TEACh: Task-driven Embodied Agents that Chat
Aishwarya Padmakumar, Jesse Thomason, Ayush Shrivastava, Patrick Lange, Anjali Narayan-Chen, Spandana Gella, Robinson Piramuthu, Gokhan Tur, Dilek Hakkani-Tur
TL;DR
TEACh introduces a large-scale dataset of human–human, dialogue-guided embodied interactions in AI2-THOR to study how natural language can ground perception and actions for household tasks. It presents an extensible Task Definition Language and three benchmarks—Execution from Dialogue History, Trajectory from Dialogue, and Two-Agent Task Completion—to evaluate Follower-only and two-agent systems. Baseline experiments using an adapted Episodic Transformer reveal strong gains over simple baselines for EDH, but highlight significant challenges posed by long-horizon dialogue grounding and two-agent coordination, with end-to-end success remaining difficult. The work provides a foundation for future few-shot generalization, improved grounding, and human-in-the-loop evaluation for conversationally guided embodied AI in realistic home settings.
Abstract
Robots operating in human spaces must be able to engage in natural language interaction with people, both understanding and executing instructions, and using conversation to resolve ambiguity and recover from mistakes. To study this, we introduce TEACh, a dataset of over 3,000 human--human, interactive dialogues to complete household tasks in simulation. A Commander with access to oracle information about a task communicates in natural language with a Follower.
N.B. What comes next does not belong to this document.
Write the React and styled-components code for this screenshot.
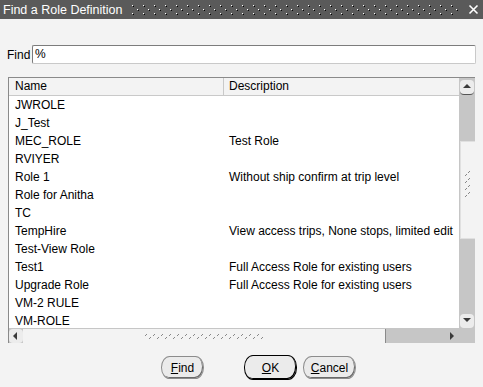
import React from "react";
import styled, { createGlobalStyle } from "styled-components";

const GlobalStyle = createGlobalStyle`
  html, body {
    margin: 0;
    padding: 0;
    background: #f3f3f3;
  }
`;

const Window = styled.div`
  width: 483px;
  height: 387px;
  background: #f3f3f3;
  display: flex;
  flex-direction: column;
  font-family: "Liberation Sans", Arial, sans-serif;
  font-size: 12px;
  color: #000;
  overflow: hidden;
`;

const TitleBar = styled.div`
  height: 19px;
  flex: none;
  background: #5a5a5a;
  color: #fff;
  display: flex;
  align-items: center;
  padding: 0 4px 0 3px;
  gap: 9px;
`;

const TitleText = styled.span`
  font-size: 12.5px;
  white-space: nowrap;
`;

const TitleGrip = styled.svg`
  flex: 1;
  height: 19px;
`;

const Close = styled.svg`
  width: 11px;
  height: 11px;
  flex: none;
`;

const FindRow = styled.div`
  display: flex;
  align-items: center;
  margin: 26px 7px 0 7px;
  height: 19px;
`;

const Label = styled.label`
  width: 25px;
  flex: none;
`;

const TextInput = styled.div`
  flex: 1;
  height: 17px;
  line-height: 17px;
  background: #fff;
  border: 1px solid;
  border-color: #7c7c7c #c9c9c9 #c9c9c9 #7c7c7c;
  border-radius: 2px;
  padding-left: 2px;
`;

const Table = styled.div`
  margin: 13px 8px 0 8px;
  height: 265px;
  display: grid;
  grid-template-columns: 1fr 16px;
  grid-template-rows: 1fr 15px;
  border-top: 1px solid #8a8a8a;
  border-left: 1px solid #8a8a8a;
  background: #fff;
`;

const List = styled.div`
  overflow: hidden;
`;

const Columns = styled.div`
  display: grid;
  grid-template-columns: 215px 1fr;
  height: ${({ $head }) => ($head ? "17px" : "18px")};
  line-height: ${({ $head }) => ($head ? "17px" : "18px")};
  background: ${({ $head }) => ($head ? "#f3f3f3" : "#fff")};
  border-bottom: ${({ $head }) => ($head ? "1px solid #c9c9c9" : "none")};
  white-space: nowrap;
`;

const Cell = styled.div`
  padding-left: ${({ $first }) => ($first ? "6px" : "5px")};
  border-right: ${({ $sep }) => ($sep ? "1px solid #c9c9c9" : "none")};
  overflow: hidden;
`;

const VScroll = styled.div`
  background: #c6c6c6;
  display: flex;
  flex-direction: column;
  align-items: center;
  padding-top: 2px;
`;

const ArrowBtn = styled.div`
  width: 14px;
  height: 14px;
  flex: none;
  display: flex;
  align-items: center;
  justify-content: center;
  background: ${({ $flat }) => ($flat ? "transparent" : "#ececec")};
  border-radius: 4px;
  border-bottom: ${({ $flat, $line }) =>
    !$flat && $line ? "1px solid #555" : "none"};
`;

const VThumb = styled.div`
  width: 15px;
  height: 98px;
  margin-top: 46px;
  background: #f3f3f3;
  border: 1px solid #e0e0e0;
  border-right: none;
  box-sizing: border-box;
  display: flex;
  align-items: center;
  justify-content: center;
  padding-bottom: 10px;
`;

const Spacer = styled.div`
  flex: 1;
`;

const HScroll = styled.div`
  background: #c6c6c6;
  display: flex;
  align-items: center;
  border-top: 1px solid #c6c6c6;
`;

const HThumb = styled.div`
  width: 363px;
  height: 14px;
  background: #f3f3f3;
  border-right: 1px solid #8a8a8a;
  display: flex;
  align-items: center;
  justify-content: center;
  box-sizing: border-box;
`;

const Corner = styled.div`
  background: #c6c6c6;
`;

const ButtonRow = styled.div`
  display: flex;
  align-items: center;
  padding: 12px 0 0 161px;
`;

const Button = styled.button`
  font-family: inherit;
  font-size: 12px;
  color: #000;
  height: ${({ $default }) => ($default ? "25px" : "23px")};
  width: ${({ $w }) => $w}px;
  margin-left: ${({ $gap }) => $gap || 0}px;
  padding: 0;
  background: #ebebeb;
  border: 1px solid ${({ $default }) => ($default ? "#000" : "#8c8c8c")};
  border-radius: 9px / 12px;
  box-shadow: ${({ $default }) =>
    $default ? "inset -1px -1px 0 #000" : "inset -1px -1px 0 #6a6a6a"};
  cursor: pointer;
`;

const rows = [
  ["JWROLE", ""],
  ["J_Test", ""],
  ["MEC_ROLE", "Test Role"],
  ["RVIYER", ""],
  ["Role 1", "Without ship confirm at trip level"],
  ["Role for Anitha", ""],
  ["TC", ""],
  ["TempHire", "View access trips, None stops, limited edit"],
  ["Test-View Role", ""],
  ["Test1", "Full Access Role for existing users"],
  ["Upgrade Role", "Full Access Role for existing users"],
  ["VM-2 RULE", ""],
  ["VM-ROLE", ""],
];

const Triangle = ({ dir }) => {
  const pts = {
    up: "1,6 5,2 9,6",
    down: "1,2 5,6 9,2",
    left: "6,1 2,5 6,9",
    right: "3,1 7,5 3,9",
  }[dir];
  return (
    <svg width="10" height="10" viewBox="0 0 10 10">
      <polygon points={pts} fill="#3a3a3a" />
    </svg>
  );
};

const App = () => (
  <>
    <GlobalStyle />
    <Window>
      <TitleBar>
        <TitleText>Find a Role Definition</TitleText>
        <TitleGrip>
          <defs>
            <pattern id="tg" width="11" height="8" patternUnits="userSpaceOnUse" y="5">
              <rect x="0" y="0" width="1" height="1" fill="#fff" />
              <rect x="1" y="1" width="1" height="1" fill="#000" />
              <rect x="5" y="4" width="1" height="1" fill="#fff" />
              <rect x="6" y="5" width="1" height="1" fill="#000" />
            </pattern>
          </defs>
          <rect x="0" y="5" width="100%" height="10" fill="url(#tg)" />
        </TitleGrip>
        <Close viewBox="0 0 11 11">
          <path d="M1.5 1.5 L9.5 9.5 M9.5 1.5 L1.5 9.5" stroke="#fff" strokeWidth="1.6" />
        </Close>
      </TitleBar>

      <FindRow>
        <Label>Find</Label>
        <TextInput>%</TextInput>
      </FindRow>

      <Table>
        <List>
          <Columns $head>
            <Cell $first $sep>Name</Cell>
            <Cell>Description</Cell>
          </Columns>
          {rows.map(([name, desc]) => (
            <Columns key={name}>
              <Cell $first>{name}</Cell>
              <Cell>{desc}</Cell>
            </Columns>
          ))}
        </List>

        <VScroll>
          <ArrowBtn $line>
            <Triangle dir="up" />
          </ArrowBtn>
          <VThumb>
            <svg width="9" height="30" viewBox="0 0 9 30">
              {[0, 7, 14, 21].map((y) => (
                <g key={y}>
                  <rect x="6" y={y + 1} width="1" height="1" fill="#888" />
                  <rect x="5" y={y + 2} width="1" height="1" fill="#888" />
                  <rect x="3" y={y + 4} width="1" height="1" fill="#888" />
                  <rect x="2" y={y + 5} width="1" height="1" fill="#888" />
                </g>
              ))}
            </svg>
          </VThumb>
          <Spacer />
          <ArrowBtn>
            <Triangle dir="down" />
          </ArrowBtn>
        </VScroll>

        <HScroll>
          <ArrowBtn>
            <Triangle dir="left" />
          </ArrowBtn>
          <HThumb>
            <svg width="122" height="6" viewBox="0 0 122 6">
              {Array.from({ length: 16 }, (_, i) => (
                <g key={i}>
                  <rect x={i * 8 + 3} y="1" width="1" height="1" fill="#888" />
                  <rect x={i * 8 + 2} y="2" width="1" height="1" fill="#888" />
                  <rect x={i * 8 - 1} y="4" width="1" height="1" fill="#888" />
                  <rect x={i * 8 - 2} y="5" width="1" height="1" fill="#888" />
                </g>
              ))}
            </svg>
          </HThumb>
          <Spacer />
          <ArrowBtn $flat>
            <Triangle dir="right" />
          </ArrowBtn>
        </HScroll>
        <Corner />
      </Table>

      <ButtonRow>
        <Button $w={43}>
          <u>F</u>ind
        </Button>
        <Button $w={53} $gap={40} $default>
          <u>O</u>K
        </Button>
        <Button $w={53} $gap={6}>
          <u>C</u>ancel
        </Button>
      </ButtonRow>
    </Window>
  </>
);

export default App;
The Follower navigates through and interacts with the environment to complete tasks varying in complexity from "Make Coffee" to "Prepare Breakfast", asking questions and getting additional information from the Commander. We propose three benchmarks using TEACh to study embodied intelligence challenges, and we evaluate initial models' abilities in dialogue understanding, language grounding, and task execution.